Meyer posts videos of her worship songs on her YouTube channel, Kompukim, named after her Navarre business Kompu-Kim’s Computer Services. The only thing rivaling her love for God in the videos is her love for New England sports teams.

“I gotta have more YouTubes for my Lord and Savior than I do my New England sports teams. That’s a rule I set for myself,” Meyer said. “If I have 30 YouTubes for my New England Patriots and Red Sox, then I gotta have 31 for my Lord and Savior.”

 

‘Church lady’

Sticking out is Meyer’s gift, and she uses it.

Mattie Bartlett, the nursery and pre-school coordinator, said Meyer sometimes wears costumes to teach children during Sunday church services.

“She makes the kids laugh with her funny hair-dos and things like that and her little dances when she’s playing the ukulele,” Bartlett said. She goes the extra mile.”

Meyer’s eccentric outfits are a witnessing tool, Meyer said. She wears a visor reading “U.G.L.Y.” in her Facebook profile picture, so people will ask her about it.

“Ugly stands for understand God loves you,” Meyer said. “I’ll take a hit for the good team as long as I get the mission accomplished. It gives me an open door.”

Being “bold” isn’t Meyer’s only gift she uses for the Lord, she said. Meyer uses her computer skills to make personalized bookmarks for every church member’s funeral.

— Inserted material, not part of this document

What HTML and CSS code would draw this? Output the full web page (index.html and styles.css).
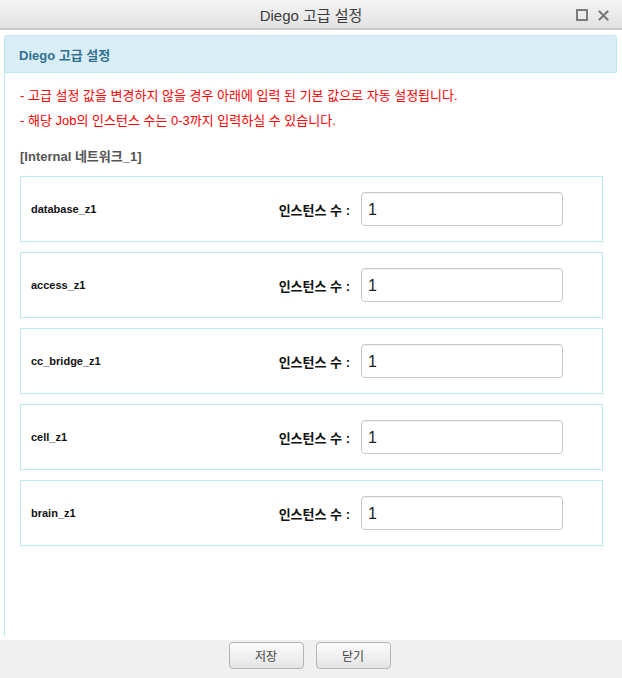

“I want to make people feel special,” Meyer said. “And it’s so other people will have something to remember them by. I want it to be a condolence to them.”

In her 30 years of attending First Baptist Church Navarre, she seldom misses a funeral.

“I say I’m grandfathered in because it’s too late if they didn’t want me,” Meyer said.

Sarah Johnson, a church choir member, said the church is appreciative of Meyer’s thoughtfulness. She is faithful to her commitments, particularly assisting with the children’s ministry.

“I know the kids like it a lot,” Johnson said. “The adults probably think it’s weird to see her walking around the church as a penguin, but we’ve learned to accept all that.”